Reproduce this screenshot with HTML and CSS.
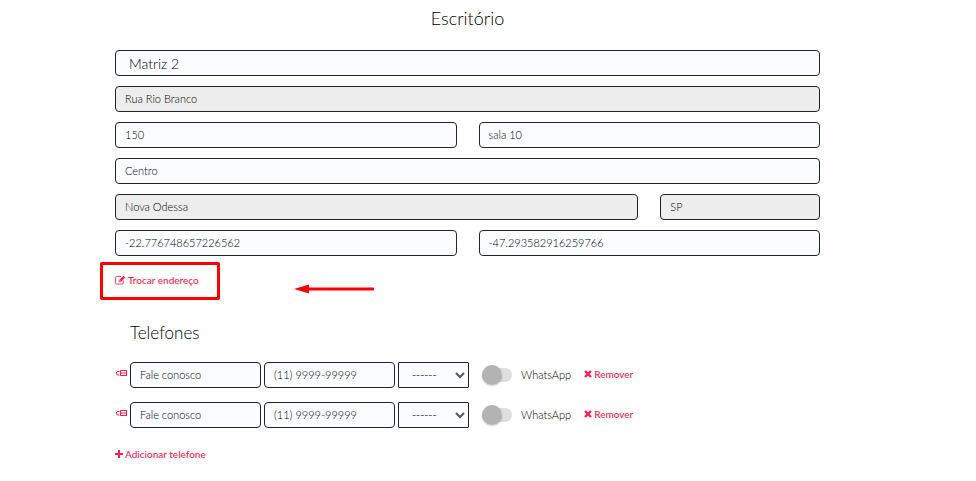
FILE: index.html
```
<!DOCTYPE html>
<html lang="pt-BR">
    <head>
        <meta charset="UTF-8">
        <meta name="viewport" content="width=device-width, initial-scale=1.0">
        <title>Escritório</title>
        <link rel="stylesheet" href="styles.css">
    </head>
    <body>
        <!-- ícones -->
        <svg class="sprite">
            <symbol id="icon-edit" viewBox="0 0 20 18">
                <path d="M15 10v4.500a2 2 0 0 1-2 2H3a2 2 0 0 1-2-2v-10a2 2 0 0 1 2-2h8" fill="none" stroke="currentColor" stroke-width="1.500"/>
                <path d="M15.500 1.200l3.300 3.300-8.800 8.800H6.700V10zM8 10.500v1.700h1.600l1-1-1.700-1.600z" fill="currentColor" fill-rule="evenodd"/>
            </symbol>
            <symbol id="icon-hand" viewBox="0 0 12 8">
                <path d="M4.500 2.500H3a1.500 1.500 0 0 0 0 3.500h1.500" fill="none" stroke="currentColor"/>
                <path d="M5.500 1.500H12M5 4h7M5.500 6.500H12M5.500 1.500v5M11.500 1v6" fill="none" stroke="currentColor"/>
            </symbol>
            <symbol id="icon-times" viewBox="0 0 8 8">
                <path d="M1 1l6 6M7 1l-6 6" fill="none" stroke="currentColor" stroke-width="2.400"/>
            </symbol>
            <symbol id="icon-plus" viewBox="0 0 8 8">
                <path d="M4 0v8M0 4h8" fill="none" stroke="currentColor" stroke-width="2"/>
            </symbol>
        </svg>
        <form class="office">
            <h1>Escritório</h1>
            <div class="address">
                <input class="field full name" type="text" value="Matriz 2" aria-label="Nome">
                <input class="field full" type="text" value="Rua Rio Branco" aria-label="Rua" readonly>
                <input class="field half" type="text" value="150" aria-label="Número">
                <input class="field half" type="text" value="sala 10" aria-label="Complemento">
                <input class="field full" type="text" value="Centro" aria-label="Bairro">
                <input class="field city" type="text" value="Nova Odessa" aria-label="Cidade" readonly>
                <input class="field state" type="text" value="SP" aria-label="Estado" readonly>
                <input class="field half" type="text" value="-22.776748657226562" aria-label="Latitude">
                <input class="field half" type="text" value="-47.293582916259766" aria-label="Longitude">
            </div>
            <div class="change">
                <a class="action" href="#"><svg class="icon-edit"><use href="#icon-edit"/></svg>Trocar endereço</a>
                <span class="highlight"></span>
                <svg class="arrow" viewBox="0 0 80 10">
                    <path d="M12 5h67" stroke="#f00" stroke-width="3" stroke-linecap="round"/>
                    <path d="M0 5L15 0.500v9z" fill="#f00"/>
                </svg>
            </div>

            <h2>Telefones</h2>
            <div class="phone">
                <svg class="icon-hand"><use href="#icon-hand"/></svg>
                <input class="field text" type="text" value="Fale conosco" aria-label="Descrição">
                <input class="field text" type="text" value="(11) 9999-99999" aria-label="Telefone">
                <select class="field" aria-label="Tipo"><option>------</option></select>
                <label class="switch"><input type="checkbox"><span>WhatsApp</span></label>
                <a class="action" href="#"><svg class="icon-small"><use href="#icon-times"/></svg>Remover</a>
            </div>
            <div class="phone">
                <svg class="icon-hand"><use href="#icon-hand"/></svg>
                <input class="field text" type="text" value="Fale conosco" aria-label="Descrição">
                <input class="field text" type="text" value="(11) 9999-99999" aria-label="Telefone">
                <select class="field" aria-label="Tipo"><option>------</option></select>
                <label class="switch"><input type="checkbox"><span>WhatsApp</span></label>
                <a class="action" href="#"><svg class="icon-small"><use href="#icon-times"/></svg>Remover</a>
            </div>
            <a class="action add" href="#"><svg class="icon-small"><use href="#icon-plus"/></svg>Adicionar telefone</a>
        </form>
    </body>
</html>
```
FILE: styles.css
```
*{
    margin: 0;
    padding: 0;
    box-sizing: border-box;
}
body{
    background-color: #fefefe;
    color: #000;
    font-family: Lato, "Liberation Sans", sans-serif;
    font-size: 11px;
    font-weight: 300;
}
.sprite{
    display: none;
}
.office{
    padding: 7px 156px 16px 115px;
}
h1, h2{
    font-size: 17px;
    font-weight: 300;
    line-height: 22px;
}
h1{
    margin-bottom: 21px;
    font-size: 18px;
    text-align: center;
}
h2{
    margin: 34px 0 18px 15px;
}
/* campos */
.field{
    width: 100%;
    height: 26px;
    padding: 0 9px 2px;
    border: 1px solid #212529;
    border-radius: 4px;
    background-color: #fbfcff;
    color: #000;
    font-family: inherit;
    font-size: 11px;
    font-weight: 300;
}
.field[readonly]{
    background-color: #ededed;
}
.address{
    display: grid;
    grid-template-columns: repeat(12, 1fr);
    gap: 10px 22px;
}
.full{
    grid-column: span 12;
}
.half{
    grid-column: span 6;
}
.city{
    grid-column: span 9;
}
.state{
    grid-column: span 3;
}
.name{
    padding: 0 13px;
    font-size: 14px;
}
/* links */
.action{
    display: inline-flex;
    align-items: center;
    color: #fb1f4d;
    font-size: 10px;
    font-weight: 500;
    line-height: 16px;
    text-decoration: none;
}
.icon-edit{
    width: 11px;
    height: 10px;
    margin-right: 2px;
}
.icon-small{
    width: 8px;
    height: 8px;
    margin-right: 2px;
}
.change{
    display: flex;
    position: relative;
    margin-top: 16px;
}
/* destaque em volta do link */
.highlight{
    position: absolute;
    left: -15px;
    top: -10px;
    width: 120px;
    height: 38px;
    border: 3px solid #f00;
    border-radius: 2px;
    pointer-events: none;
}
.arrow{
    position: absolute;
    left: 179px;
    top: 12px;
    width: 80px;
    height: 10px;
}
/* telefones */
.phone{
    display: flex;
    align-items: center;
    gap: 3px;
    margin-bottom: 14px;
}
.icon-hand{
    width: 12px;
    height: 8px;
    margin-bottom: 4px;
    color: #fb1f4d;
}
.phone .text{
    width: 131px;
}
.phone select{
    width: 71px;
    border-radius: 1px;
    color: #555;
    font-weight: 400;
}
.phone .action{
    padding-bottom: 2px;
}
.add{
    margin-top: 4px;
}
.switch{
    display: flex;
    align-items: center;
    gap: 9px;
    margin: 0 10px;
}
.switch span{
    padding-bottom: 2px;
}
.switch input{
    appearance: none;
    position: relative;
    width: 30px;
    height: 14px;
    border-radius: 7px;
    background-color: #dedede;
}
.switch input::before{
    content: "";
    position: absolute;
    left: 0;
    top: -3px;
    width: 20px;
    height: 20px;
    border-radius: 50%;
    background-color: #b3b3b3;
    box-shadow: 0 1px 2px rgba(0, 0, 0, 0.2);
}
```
---------------
Without the pictures, repeat the listing above exactly.

Reproduce this screenshot with HTML and CSS.
FILE: index.html
```
<!DOCTYPE html>
<html lang="pt-BR">
    <head>
        <meta charset="UTF-8">
        <meta name="viewport" content="width=device-width, initial-scale=1.0">
        <title>Escritório</title>
        <link rel="stylesheet" href="styles.css">
    </head>
    <body>
        <!-- ícones -->
        <svg class="sprite">
            <symbol id="icon-edit" viewBox="0 0 20 18">
                <path d="M15 10v4.500a2 2 0 0 1-2 2H3a2 2 0 0 1-2-2v-10a2 2 0 0 1 2-2h8" fill="none" stroke="currentColor" stroke-width="1.500"/>
                <path d="M15.500 1.200l3.300 3.300-8.800 8.800H6.700V10zM8 10.500v1.700h1.600l1-1-1.700-1.600z" fill="currentColor" fill-rule="evenodd"/>
            </symbol>
            <symbol id="icon-hand" viewBox="0 0 12 8">
                <path d="M4.500 2.500H3a1.500 1.500 0 0 0 0 3.500h1.500" fill="none" stroke="currentColor"/>
                <path d="M5.500 1.500H12M5 4h7M5.500 6.500H12M5.500 1.500v5M11.500 1v6" fill="none" stroke="currentColor"/>
            </symbol>
            <symbol id="icon-times" viewBox="0 0 8 8">
                <path d="M1 1l6 6M7 1l-6 6" fill="none" stroke="currentColor" stroke-width="2.400"/>
            </symbol>
            <symbol id="icon-plus" viewBox="0 0 8 8">
                <path d="M4 0v8M0 4h8" fill="none" stroke="currentColor" stroke-width="2"/>
            </symbol>
        </svg>
        <form class="office">
            <h1>Escritório</h1>
            <div class="address">
                <input class="field full name" type="text" value="Matriz 2" aria-label="Nome">
                <input class="field full" type="text" value="Rua Rio Branco" aria-label="Rua" readonly>
                <input class="field half" type="text" value="150" aria-label="Número">
                <input class="field half" type="text" value="sala 10" aria-label="Complemento">
                <input class="field full" type="text" value="Centro" aria-label="Bairro">
                <input class="field city" type="text" value="Nova Odessa" aria-label="Cidade" readonly>
                <input class="field state" type="text" value="SP" aria-label="Estado" readonly>
                <input class="field half" type="text" value="-22.776748657226562" aria-label="Latitude">
                <input class="field half" type="text" value="-47.293582916259766" aria-label="Longitude">
            </div>
            <div class="change">
                <a class="action" href="#"><svg class="icon-edit"><use href="#icon-edit"/></svg>Trocar endereço</a>
                <span class="highlight"></span>
                <svg class="arrow" viewBox="0 0 80 10">
                    <path d="M12 5h67" stroke="#f00" stroke-width="3" stroke-linecap="round"/>
                    <path d="M0 5L15 0.500v9z" fill="#f00"/>
                </svg>
            </div>

            <h2>Telefones</h2>
            <div class="phone">
                <svg class="icon-hand"><use href="#icon-hand"/></svg>
                <input class="field text" type="text" value="Fale conosco" aria-label="Descrição">
                <input class="field text" type="text" value="(11) 9999-99999" aria-label="Telefone">
                <select class="field" aria-label="Tipo"><option>------</option></select>
                <label class="switch"><input type="checkbox"><span>WhatsApp</span></label>
                <a class="action" href="#"><svg class="icon-small"><use href="#icon-times"/></svg>Remover</a>
            </div>
            <div class="phone">
                <svg class="icon-hand"><use href="#icon-hand"/></svg>
                <input class="field text" type="text" value="Fale conosco" aria-label="Descrição">
                <input class="field text" type="text" value="(11) 9999-99999" aria-label="Telefone">
                <select class="field" aria-label="Tipo"><option>------</option></select>
                <label class="switch"><input type="checkbox"><span>WhatsApp</span></label>
                <a class="action" href="#"><svg class="icon-small"><use href="#icon-times"/></svg>Remover</a>
            </div>
            <a class="action add" href="#"><svg class="icon-small"><use href="#icon-plus"/></svg>Adicionar telefone</a>
        </form>
    </body>
</html>
```
FILE: styles.css
```
*{
    margin: 0;
    padding: 0;
    box-sizing: border-box;
}
body{
    background-color: #fefefe;
    color: #000;
    font-family: Lato, "Liberation Sans", sans-serif;
    font-size: 11px;
    font-weight: 300;
}
.sprite{
    display: none;
}
.office{
    padding: 7px 156px 16px 115px;
}
h1, h2{
    font-size: 17px;
    font-weight: 300;
    line-height: 22px;
}
h1{
    margin-bottom: 21px;
    font-size: 18px;
    text-align: center;
}
h2{
    margin: 34px 0 18px 15px;
}
/* campos */
.field{
    width: 100%;
    height: 26px;
    padding: 0 9px 2px;
    border: 1px solid #212529;
    border-radius: 4px;
    background-color: #fbfcff;
    color: #000;
    font-family: inherit;
    font-size: 11px;
    font-weight: 300;
}
.field[readonly]{
    background-color: #ededed;
}
.address{
    display: grid;
    grid-template-columns: repeat(12, 1fr);
    gap: 10px 22px;
}
.full{
    grid-column: span 12;
}
.half{
    grid-column: span 6;
}
.city{
    grid-column: span 9;
}
.state{
    grid-column: span 3;
}
.name{
    padding: 0 13px;
    font-size: 14px;
}
/* links */
.action{
    display: inline-flex;
    align-items: center;
    color: #fb1f4d;
    font-size: 10px;
    font-weight: 500;
    line-height: 16px;
    text-decoration: none;
}
.icon-edit{
    width: 11px;
    height: 10px;
    margin-right: 2px;
}
.icon-small{
    width: 8px;
    height: 8px;
    margin-right: 2px;
}
.change{
    display: flex;
    position: relative;
    margin-top: 16px;
}
/* destaque em volta do link */
.highlight{
    position: absolute;
    left: -15px;
    top: -10px;
    width: 120px;
    height: 38px;
    border: 3px solid #f00;
    border-radius: 2px;
    pointer-events: none;
}
.arrow{
    position: absolute;
    left: 179px;
    top: 12px;
    width: 80px;
    height: 10px;
}
/* telefones */
.phone{
    display: flex;
    align-items: center;
    gap: 3px;
    margin-bottom: 14px;
}
.icon-hand{
    width: 12px;
    height: 8px;
    margin-bottom: 4px;
    color: #fb1f4d;
}
.phone .text{
    width: 131px;
}
.phone select{
    width: 71px;
    border-radius: 1px;
    color: #555;
    font-weight: 400;
}
.phone .action{
    padding-bottom: 2px;
}
.add{
    margin-top: 4px;
}
.switch{
    display: flex;
    align-items: center;
    gap: 9px;
    margin: 0 10px;
}
.switch span{
    padding-bottom: 2px;
}
.switch input{
    appearance: none;
    position: relative;
    width: 30px;
    height: 14px;
    border-radius: 7px;
    background-color: #dedede;
}
.switch input::before{
    content: "";
    position: absolute;
    left: 0;
    top: -3px;
    width: 20px;
    height: 20px;
    border-radius: 50%;
    background-color: #b3b3b3;
    box-shadow: 0 1px 2px rgba(0, 0, 0, 0.2);
}
```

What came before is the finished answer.